Bislang galt es als unumstößlich, in den T-Shirts der Aidshilfe beim Run for Life zu laufen. Ganz im begreiflichen Sinne der Veranstalter sollte sich eine möglichst große Läufermenge oben ganz in rot mit weißer Schleife durchaus werbewirksam durch den großen Münchner Park bewegen. Doch das "Gottlos Glücklich"-Team läuft immer schon in eigenen T-Shirts, aus ja ebenso begreiflichen Gründen. Bei allen sich bietenden Gelegenheiten. Und zu unserer erheiternden Verwunderung konnten wir in diesem Jahr zum ersten Mal erkennen, dass wir vom bfg mÜnchen damit gewissermaßen als Trendsetter fungierten.

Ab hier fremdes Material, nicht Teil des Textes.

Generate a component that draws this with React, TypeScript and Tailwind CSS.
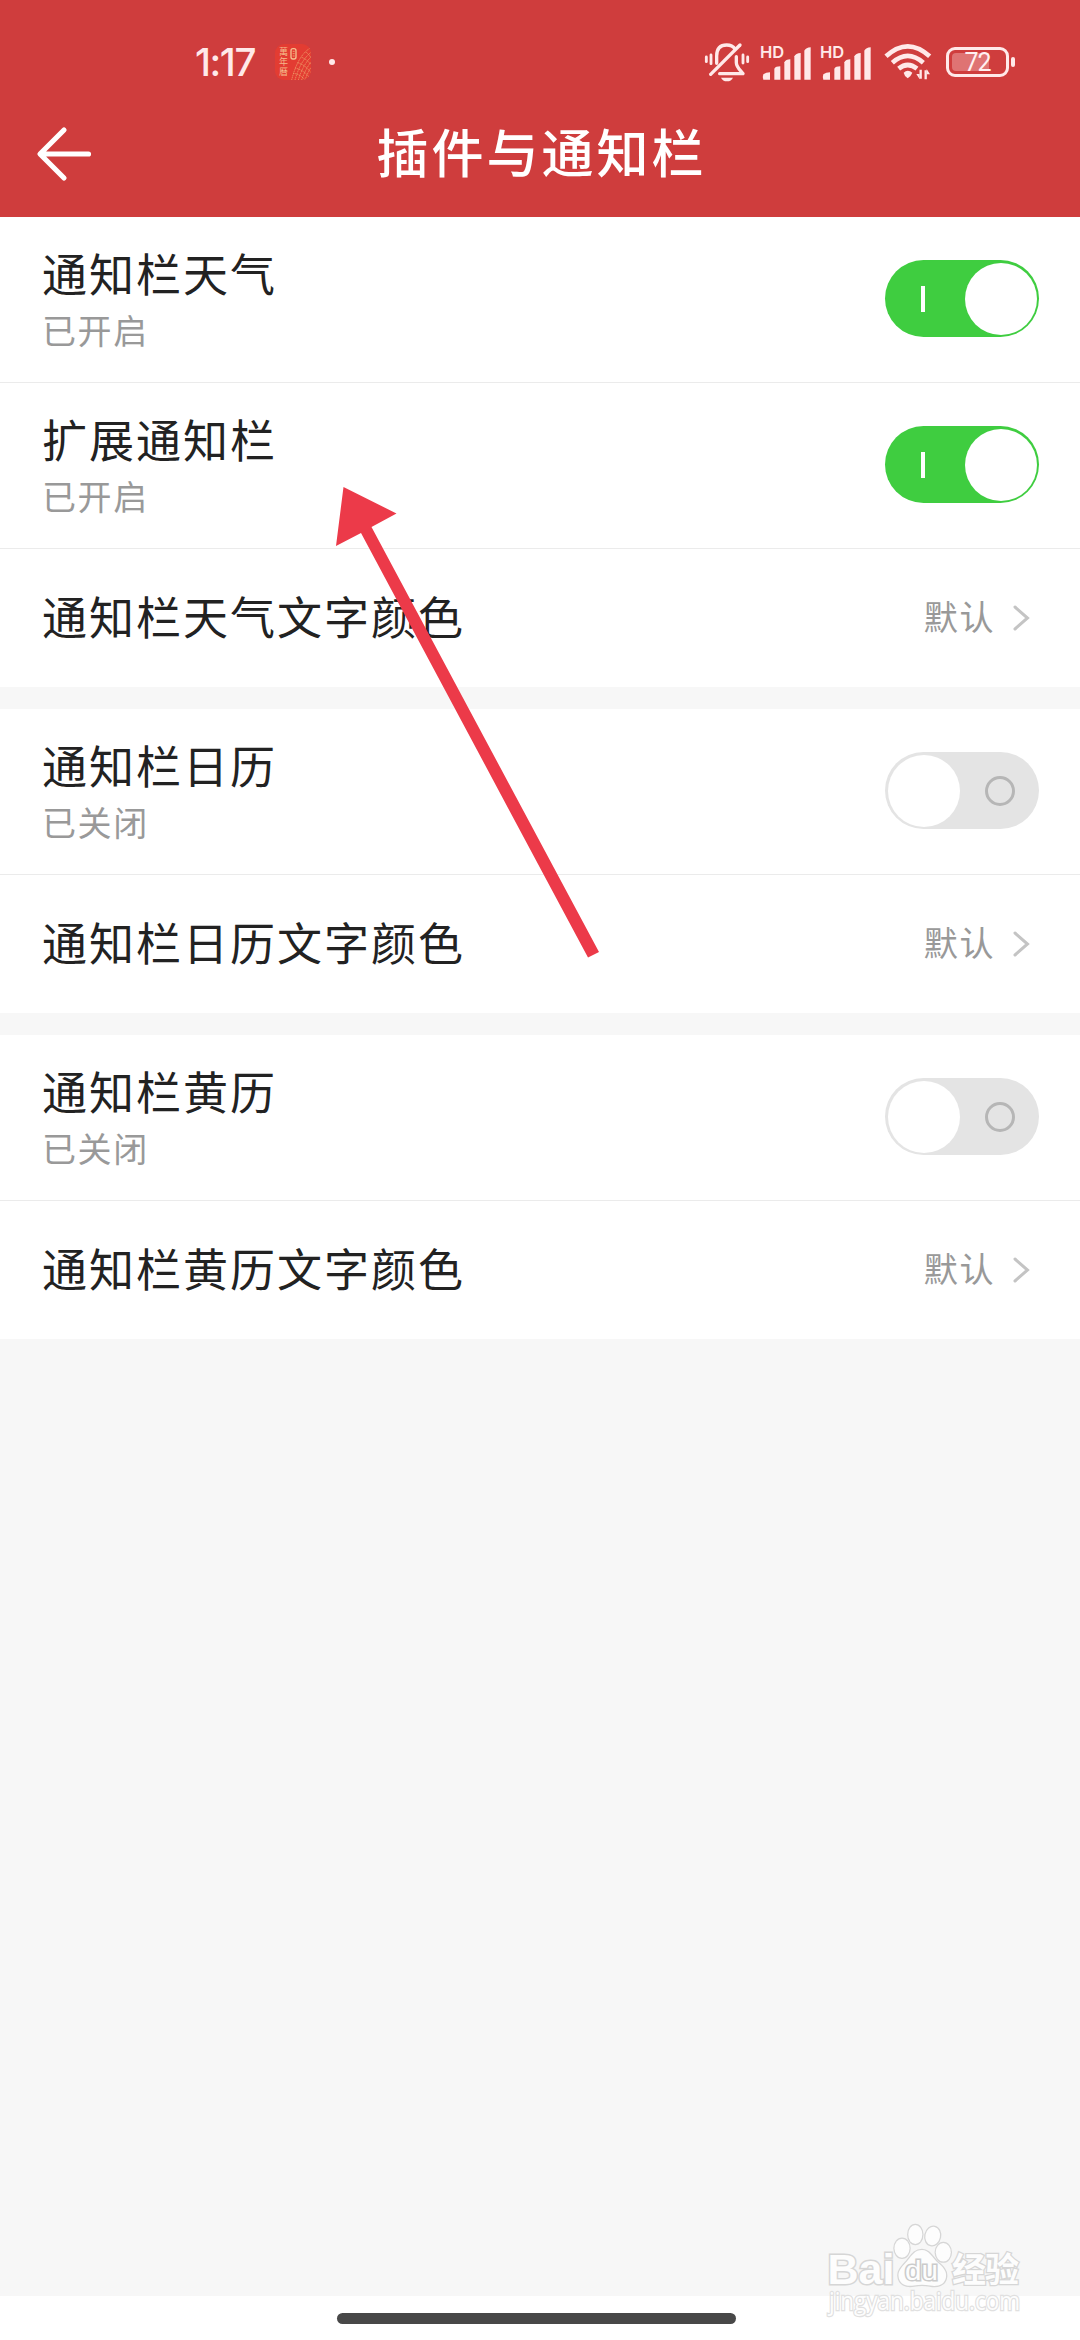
import React from "react";

const INK = "#ffe9e9";

function Signal() {
  return (
    <div className="relative h-[40px] w-[51px]">
      <span className="absolute left-[-1px] top-0 font-['Inter'] text-[16.5px] font-semibold leading-[20px] text-[#ffe9e9]">
        HD
      </span>
      <svg viewBox="0 0 153 120" className="h-[40px] w-[51px]" fill={INK}>
        <path d="M7 97q-3 8 0 16h20V91q-12 0-20 6z" />
        <path d="M40 80q4-7 18-7v40H40z" />
        <path d="M70 61q4-9 18-9v61H70z" />
        <path d="M100 43q4-9 19-10v80h-19z" />
        <path d="M130 26q5-9 19-10v97h-19z" />
      </svg>
    </div>
  );
}

function BellOff() {
  return (
    <svg viewBox="45 38 138 120" className="h-[40px] w-[46px]" fill="none" stroke={INK} strokeWidth="10" strokeLinecap="round">
      <path d="M83 102V80C83 57 95 47 113 47c12 0 20 4 25 12" />
      <path d="M65 135L153 47" />
      <path d="M142 82v18c0 12 9 20 20 33H92" strokeLinejoin="round" />
      <path d="M52 83v14M66 77v26M162 77v24M176 83v14" strokeWidth="8.500" />
      <path d="M96 145h36q-5 11-18 11t-18-11z" fill={INK} stroke="none" />
    </svg>
  );
}

function Wifi() {
  return (
    <svg viewBox="42 42 144 114" className="h-[38px] w-[48px]" fill="none" stroke={INK} strokeWidth="14">
      <path d="M48 82Q113 22 179 82" />
      <path d="M67 101Q113 60 160 101" />
      <path d="M86 119Q113 97 141 119" />
      <path d="M101 131Q113 120 127 131Q124 140 113 148Q103 141 101 131z" fill={INK} stroke="none" />
      <path d="M152 122v27M167 151v-27" strokeWidth="7" />
      <path d="M139 135h10v16zM180 136h-10v-16z" fill={INK} stroke="none" />
    </svg>
  );
}

function Battery() {
  return (
    <div className="flex items-center">
      <div className="relative h-[30px] w-[63px] rounded-[9px] border-[3px] border-[#ffe9e9] p-[3px]">
        <div className="h-full w-[37px] rounded-l-[4px] bg-[#df7373]" />
        <span className="absolute inset-0 flex items-center justify-center font-['Roboto'] text-[25px] leading-none tracking-[-1px] text-[#fff0f0]">
          72
        </span>
      </div>
      <div className="ml-[2px] h-[10px] w-[4px] rounded-[2px] bg-[#ffe9e9]" />
    </div>
  );
}

function AppBadge() {
  return (
    <div className="relative size-[36px] overflow-hidden rounded-[9px] bg-[#e33c32]">
      <div className="absolute left-[4px] top-[3px] flex flex-col font-['Noto_Sans_CJK_SC'] text-[9px] leading-[10px] text-[#f5b98a]">
        <span>萬</span>
        <span>年</span>
        <span>曆</span>
      </div>
      <svg viewBox="0 0 108 108" className="absolute inset-0 size-[36px]" fill="none" stroke="#efa06c">
        <rect x="48" y="14" width="15" height="31" rx="6" strokeWidth="4" stroke="#f5c08f" />
        <path d="M53 22h6M53 29h6M53 36h6" strokeWidth="3" />
        <path
          d="M50 108Q68 35 106 12M60 108Q76 50 108 25M70 108Q84 62 108 39M80 108Q92 74 108 54M90 108Q98 86 108 70M54 88Q76 90 90 108M60 72Q88 78 106 104M68 56Q90 62 108 86M80 40Q96 46 108 62M92 24Q102 30 108 42"
          strokeWidth="2.5"
          strokeDasharray="4 2"
        />
      </svg>
    </div>
  );
}

function Toggle({ on }: { on: boolean }) {
  return on ? (
    <div className="flex h-[77px] w-[154px] items-center justify-between rounded-full bg-[#3fcd40] pl-[36px] pr-[2.5px]">
      <div className="h-[26px] w-[4px] bg-white" />
      <div className="size-[72px] rounded-full bg-white" />
    </div>
  ) : (
    <div className="flex h-[77px] w-[154px] items-center justify-between rounded-full bg-[#e4e4e4] pl-[2.5px] pr-[24px]">
      <div className="size-[72px] rounded-full bg-white" />
      <div className="size-[30px] rounded-full border-[3px] border-[#b6b6b6]" />
    </div>
  );
}

function SwitchRow({ title, on }: { title: string; on: boolean }) {
  return (
    <div className="flex h-[166px] items-start justify-between border-b border-[#ebebeb] pl-[42px] pr-[41px]">
      <div className="pt-[26px]">
        <div className="text-[45px] leading-[60px] tracking-[2px] text-[#222]">{title}</div>
        <div className="pt-[2px] text-[34px] leading-[50px] tracking-[1.6px] text-[#999]">{on ? "已开启" : "已关闭"}</div>
      </div>
      <div className="pt-[43px]">
        <Toggle on={on} />
      </div>
    </div>
  );
}

function LinkRow({ title }: { title: string }) {
  return (
    <div className="flex h-[138px] items-center justify-between pl-[42px] pr-[50px]">
      <div className="pb-[4px] text-[45px] leading-[60px] tracking-[2px] text-[#222]">{title}</div>
      <div className="flex items-center">
        <span className="pb-[4px] text-[34px] leading-[50px] tracking-[1.6px] text-[#999]">默认</span>
        <svg viewBox="0 0 18 26" className="ml-[17px] h-[26px] w-[18px]" fill="none" stroke="#c4c4c4" strokeWidth="3">
          <path d="M3 2L15.5 13L3 24" strokeLinecap="round" />
        </svg>
      </div>
    </div>
  );
}

function PointerArrow() {
  return (
    <svg viewBox="0 0 264 472" className="pointer-events-none absolute left-[336px] top-[486px] h-[472px] w-[264px]" fill="#ec3a49">
      <path d="M7.5 1L60.5 27.5L35.5 41L263 466L252 471.5L25 47L0 60z" />
    </svg>
  );
}

function Watermark() {
  return (
    <svg
      viewBox="820 2215 210 125"
      className="pointer-events-none absolute left-[820px] top-[2215px] h-[125px] w-[210px]"
      fill="#fdfdfd"
      stroke="#d6d6d6"
      strokeWidth="2.500"
      style={{ paintOrder: "stroke" }}
    >
      <ellipse cx="902" cy="2248.3" rx="7.5" ry="9.5" />
      <ellipse cx="915.3" cy="2234.5" rx="7" ry="9.5" />
      <ellipse cx="932.7" cy="2236" rx="7.3" ry="9.3" transform="rotate(12 932.7 2236)" />
      <ellipse cx="943.3" cy="2252.3" rx="7.5" ry="9.3" />
      <path d="M922 2250C929 2250 932 2257 937 2262C943 2267 947 2271 946 2277C945 2285 937 2287 930 2285.500Q922 2284 914 2285.500C906 2287 899 2284 898.500 2276C898 2270 903 2266 908 2260C912 2255 915 2250 922 2250z" />
      <text x="827.500" y="2284" fontSize="43" fontFamily="Liberation Sans" fontWeight="bold" strokeWidth="3" textLength="67" lengthAdjust="spacingAndGlyphs">Bai</text>
      <text x="905" y="2280" fontSize="27" fontFamily="Liberation Sans" strokeWidth="3" stroke="#cbcbcb" textLength="33" lengthAdjust="spacingAndGlyphs">du</text>
      <text x="952" y="2282" fontSize="34" fontFamily="Noto Sans CJK SC" fontWeight="bold" textLength="67">经验</text>
      <text x="829" y="2310" fontSize="25" fontFamily="Open Sans" stroke="#e0e0e0" textLength="191" lengthAdjust="spacingAndGlyphs">jingyan.baidu.com</text>
    </svg>
  );
}

export default function App() {
  return (
    <div className="relative flex h-[2340px] w-[1080px] flex-col overflow-hidden bg-[#f7f7f7] font-['Noto_Sans_CJK_SC',sans-serif]">
      <header className="flex h-[217px] flex-col bg-[#cf3d3d]">
        <div className="flex h-[104px] items-center pt-[20px]">
          <span className="ml-[195px] w-[80px] font-['Inter'] text-[38.5px] font-medium leading-none tracking-[-1.4px] text-[#ffe9e9]">1:17</span>
          <AppBadge />
          <div className="ml-[18px] size-[6px] rounded-full bg-[#ffe9e9]" />
          <div className="ml-auto flex items-center pr-[65px]">
            <BellOff />
            <div className="ml-[11px]"><Signal /></div>
            <div className="ml-[9px]"><Signal /></div>
            <div className="ml-[12px]"><Wifi /></div>
            <div className="ml-[14px]"><Battery /></div>
          </div>
        </div>
        <div className="grid h-[113px] grid-cols-[1fr_auto_1fr] items-center pb-[14px]">
          <svg viewBox="0 0 56 56" className="ml-[36px] size-[56px]" fill="none" stroke="#fff" strokeWidth="5.200" strokeLinecap="round" strokeLinejoin="round">
            <path d="M28 4L4 28L28 52M5 28H52.500" />
          </svg>
          <h1 className="pb-[5px] pl-[3px] text-[52px] font-medium leading-[70px] tracking-[3px] text-white">插件与通知栏</h1>
        </div>
      </header>
      <main className="flex flex-1 flex-col gap-[22px]">
        <section className="bg-white">
          <SwitchRow title="通知栏天气" on />
          <SwitchRow title="扩展通知栏" on />
          <LinkRow title="通知栏天气文字颜色" />
        </section>
        <section className="bg-white">
          <SwitchRow title="通知栏日历" on={false} />
          <LinkRow title="通知栏日历文字颜色" />
        </section>
        <section className="bg-white">
          <SwitchRow title="通知栏黄历" on={false} />
          <LinkRow title="通知栏黄历文字颜色" />
        </section>
      </main>
      <footer className="flex h-[44px] bg-white pl-[337px] pt-[17px]">
        <div className="h-[11px] w-[399px] rounded-full bg-[#484848]" />
      </footer>
      <PointerArrow />
      <Watermark />
    </div>
  );
}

Auf dem Weg zum Anpfiff schon sahen wir viele Läufer und Läuferinnen jeden Alters, die in knallorangenen T-Shirts unterwegs waren. Alle in den gleichen! Von vorne war nicht viel zu erkennen, doch ein schöner Rücken hat ja auch was! Die "Orangen" waren das Team der "Running Church" aus den Gemeinden St. Matthias und St. Agnes aus München. Die zahlenmäßige Überlegenheit beeindruckte uns jedoch nur kurz; jedes Mal, wenn wir an einem "running christ" vorbeiliefen, nutzten wir die Gelegenheit, ihn oder sie drauf aufmerksam zu machen, dass sie gerade von einem Gottlosen überholt würden, fast wie im richtigen Leben. Teilweise ergaben sich dadurch mitten im Lauf kleine Wortgeplänkel hin und her und natürlich einige Überholmanöver. Schließlich mochten die sich das nicht immer bieten lassen und waren - zugegebenermaßen - nicht immer unsportlicher als wir Gottlosen... es war ein insgesamt weltanschaulich erbaulicher Früh-Nachmittag.

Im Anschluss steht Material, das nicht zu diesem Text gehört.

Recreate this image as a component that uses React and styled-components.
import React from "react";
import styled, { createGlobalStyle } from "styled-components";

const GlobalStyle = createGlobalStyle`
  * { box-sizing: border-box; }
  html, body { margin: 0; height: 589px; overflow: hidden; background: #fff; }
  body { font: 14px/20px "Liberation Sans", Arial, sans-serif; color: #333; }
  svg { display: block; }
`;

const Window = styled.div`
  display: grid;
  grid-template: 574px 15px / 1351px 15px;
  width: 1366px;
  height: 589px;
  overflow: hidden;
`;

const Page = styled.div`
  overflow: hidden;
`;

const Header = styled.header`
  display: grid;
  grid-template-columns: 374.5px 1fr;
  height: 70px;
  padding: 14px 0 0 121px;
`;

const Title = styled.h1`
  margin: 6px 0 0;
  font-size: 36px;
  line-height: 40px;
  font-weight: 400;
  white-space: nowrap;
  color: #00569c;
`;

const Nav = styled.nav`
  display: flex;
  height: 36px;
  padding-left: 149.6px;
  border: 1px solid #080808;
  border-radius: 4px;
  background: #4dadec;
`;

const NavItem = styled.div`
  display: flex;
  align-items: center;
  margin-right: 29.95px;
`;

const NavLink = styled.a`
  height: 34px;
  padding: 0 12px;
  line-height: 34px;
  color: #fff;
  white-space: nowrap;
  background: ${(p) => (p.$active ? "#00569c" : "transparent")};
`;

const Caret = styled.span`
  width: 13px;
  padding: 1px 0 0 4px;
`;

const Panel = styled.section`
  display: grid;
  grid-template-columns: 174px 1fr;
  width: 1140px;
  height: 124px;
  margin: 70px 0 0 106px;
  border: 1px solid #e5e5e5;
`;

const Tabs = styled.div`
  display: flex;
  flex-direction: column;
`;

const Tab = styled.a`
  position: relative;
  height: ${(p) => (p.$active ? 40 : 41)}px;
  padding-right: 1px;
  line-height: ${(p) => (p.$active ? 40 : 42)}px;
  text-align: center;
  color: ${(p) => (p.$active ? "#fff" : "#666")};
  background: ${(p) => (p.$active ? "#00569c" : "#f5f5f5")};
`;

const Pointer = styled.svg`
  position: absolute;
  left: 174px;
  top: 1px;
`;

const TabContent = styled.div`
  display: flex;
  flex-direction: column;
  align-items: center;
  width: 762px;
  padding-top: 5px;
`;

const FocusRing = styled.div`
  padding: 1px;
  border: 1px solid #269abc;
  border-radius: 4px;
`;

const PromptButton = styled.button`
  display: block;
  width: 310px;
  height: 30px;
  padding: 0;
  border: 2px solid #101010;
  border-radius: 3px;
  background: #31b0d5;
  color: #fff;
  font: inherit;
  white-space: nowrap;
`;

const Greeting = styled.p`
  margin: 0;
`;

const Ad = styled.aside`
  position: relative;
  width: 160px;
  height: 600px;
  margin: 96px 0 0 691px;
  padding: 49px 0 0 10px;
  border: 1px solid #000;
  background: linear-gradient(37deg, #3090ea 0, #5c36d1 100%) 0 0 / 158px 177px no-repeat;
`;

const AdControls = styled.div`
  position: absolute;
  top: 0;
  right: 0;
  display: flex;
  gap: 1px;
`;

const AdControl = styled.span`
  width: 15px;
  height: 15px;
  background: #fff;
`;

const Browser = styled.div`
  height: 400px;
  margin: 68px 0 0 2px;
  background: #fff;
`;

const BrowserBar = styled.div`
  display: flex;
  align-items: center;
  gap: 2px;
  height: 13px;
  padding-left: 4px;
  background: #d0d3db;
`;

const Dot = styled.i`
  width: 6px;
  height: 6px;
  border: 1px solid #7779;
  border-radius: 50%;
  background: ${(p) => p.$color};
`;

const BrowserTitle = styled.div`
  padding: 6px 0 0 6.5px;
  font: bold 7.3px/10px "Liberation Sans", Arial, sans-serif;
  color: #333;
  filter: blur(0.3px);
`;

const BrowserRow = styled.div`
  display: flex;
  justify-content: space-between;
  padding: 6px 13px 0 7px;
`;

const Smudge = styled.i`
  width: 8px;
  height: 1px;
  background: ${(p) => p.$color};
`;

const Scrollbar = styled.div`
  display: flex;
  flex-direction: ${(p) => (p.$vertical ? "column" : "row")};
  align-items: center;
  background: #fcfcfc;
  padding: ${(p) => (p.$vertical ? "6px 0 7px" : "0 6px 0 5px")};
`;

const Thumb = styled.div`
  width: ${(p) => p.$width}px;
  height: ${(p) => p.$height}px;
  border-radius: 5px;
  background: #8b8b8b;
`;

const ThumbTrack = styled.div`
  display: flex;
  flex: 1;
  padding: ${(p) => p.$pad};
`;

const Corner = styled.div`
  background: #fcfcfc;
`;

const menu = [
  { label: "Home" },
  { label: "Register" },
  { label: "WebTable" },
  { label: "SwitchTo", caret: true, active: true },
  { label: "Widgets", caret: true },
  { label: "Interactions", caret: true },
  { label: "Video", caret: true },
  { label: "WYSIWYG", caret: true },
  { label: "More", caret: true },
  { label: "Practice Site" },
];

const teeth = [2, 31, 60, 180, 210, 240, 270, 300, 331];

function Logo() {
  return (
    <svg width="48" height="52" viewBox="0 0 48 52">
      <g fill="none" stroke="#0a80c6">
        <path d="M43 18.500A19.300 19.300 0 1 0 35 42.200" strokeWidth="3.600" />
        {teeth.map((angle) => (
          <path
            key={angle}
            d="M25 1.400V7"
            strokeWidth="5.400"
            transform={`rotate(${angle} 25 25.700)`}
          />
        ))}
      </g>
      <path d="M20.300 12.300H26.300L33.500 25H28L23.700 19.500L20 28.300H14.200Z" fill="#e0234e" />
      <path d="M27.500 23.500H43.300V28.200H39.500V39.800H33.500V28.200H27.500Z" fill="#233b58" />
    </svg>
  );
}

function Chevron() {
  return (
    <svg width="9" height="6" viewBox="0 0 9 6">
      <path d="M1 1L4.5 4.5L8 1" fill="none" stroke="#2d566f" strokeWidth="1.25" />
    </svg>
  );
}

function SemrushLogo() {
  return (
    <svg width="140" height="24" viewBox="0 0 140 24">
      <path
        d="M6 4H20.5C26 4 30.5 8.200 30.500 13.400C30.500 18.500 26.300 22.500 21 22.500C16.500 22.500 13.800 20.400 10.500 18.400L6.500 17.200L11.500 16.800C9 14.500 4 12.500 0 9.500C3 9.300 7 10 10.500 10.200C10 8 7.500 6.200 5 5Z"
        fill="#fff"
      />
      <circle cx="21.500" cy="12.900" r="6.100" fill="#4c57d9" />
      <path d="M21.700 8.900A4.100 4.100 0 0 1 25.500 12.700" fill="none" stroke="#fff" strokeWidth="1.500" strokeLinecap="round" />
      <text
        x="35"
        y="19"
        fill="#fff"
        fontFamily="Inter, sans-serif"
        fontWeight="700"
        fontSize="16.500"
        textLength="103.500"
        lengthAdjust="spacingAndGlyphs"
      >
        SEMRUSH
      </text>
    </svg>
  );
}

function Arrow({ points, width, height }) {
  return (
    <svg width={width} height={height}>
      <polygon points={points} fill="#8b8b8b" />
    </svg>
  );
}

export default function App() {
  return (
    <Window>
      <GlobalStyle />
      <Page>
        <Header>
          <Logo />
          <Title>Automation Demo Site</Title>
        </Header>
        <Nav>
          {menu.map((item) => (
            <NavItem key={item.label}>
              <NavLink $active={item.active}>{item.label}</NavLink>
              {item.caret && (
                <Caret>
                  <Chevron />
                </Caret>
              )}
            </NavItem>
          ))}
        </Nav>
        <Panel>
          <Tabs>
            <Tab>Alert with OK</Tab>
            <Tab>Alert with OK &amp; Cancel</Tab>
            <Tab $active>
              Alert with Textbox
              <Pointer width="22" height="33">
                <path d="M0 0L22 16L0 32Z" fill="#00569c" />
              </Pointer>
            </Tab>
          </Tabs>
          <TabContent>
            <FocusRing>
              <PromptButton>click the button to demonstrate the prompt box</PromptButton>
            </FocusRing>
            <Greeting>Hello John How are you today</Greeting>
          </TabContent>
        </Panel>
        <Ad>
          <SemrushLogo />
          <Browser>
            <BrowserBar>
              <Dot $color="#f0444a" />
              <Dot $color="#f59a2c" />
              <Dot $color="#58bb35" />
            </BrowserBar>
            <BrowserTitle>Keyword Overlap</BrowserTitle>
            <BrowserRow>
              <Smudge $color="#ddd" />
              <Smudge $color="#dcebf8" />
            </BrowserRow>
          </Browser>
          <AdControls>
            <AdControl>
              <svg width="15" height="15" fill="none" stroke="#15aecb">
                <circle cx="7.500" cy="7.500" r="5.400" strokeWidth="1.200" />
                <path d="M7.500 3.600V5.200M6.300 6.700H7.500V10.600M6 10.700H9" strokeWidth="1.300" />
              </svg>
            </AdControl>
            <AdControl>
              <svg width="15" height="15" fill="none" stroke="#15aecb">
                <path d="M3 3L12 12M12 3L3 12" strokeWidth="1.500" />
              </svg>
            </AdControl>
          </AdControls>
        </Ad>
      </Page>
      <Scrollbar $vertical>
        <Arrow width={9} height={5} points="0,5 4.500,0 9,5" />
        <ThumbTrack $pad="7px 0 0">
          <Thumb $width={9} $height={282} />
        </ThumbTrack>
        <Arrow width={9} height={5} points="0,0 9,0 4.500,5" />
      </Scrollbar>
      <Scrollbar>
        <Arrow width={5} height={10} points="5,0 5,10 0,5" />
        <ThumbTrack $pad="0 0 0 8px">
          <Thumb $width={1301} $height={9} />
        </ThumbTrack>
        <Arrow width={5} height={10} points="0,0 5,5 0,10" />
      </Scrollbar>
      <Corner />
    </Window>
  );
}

Einige der Gottlos Glücklichen marschierten im Anschluss gut gelaunt direkt aufs Streetlife Festival, um bei der in diesem Jahr zum ersten Mal ausstellenden "Galerie der Kirchenkritik" des früheren Unternehmers Wolfgang Sellinger gemeinsam mit den Helfern der gbs-Regionalgruppe die Anstürme von erheiterten, provozierten und interessierten Münchnern freundlich zu bewältigen. Der 11. September 2011 in München - an diesem Tag in der Tat "die Stadt in Bewegung"!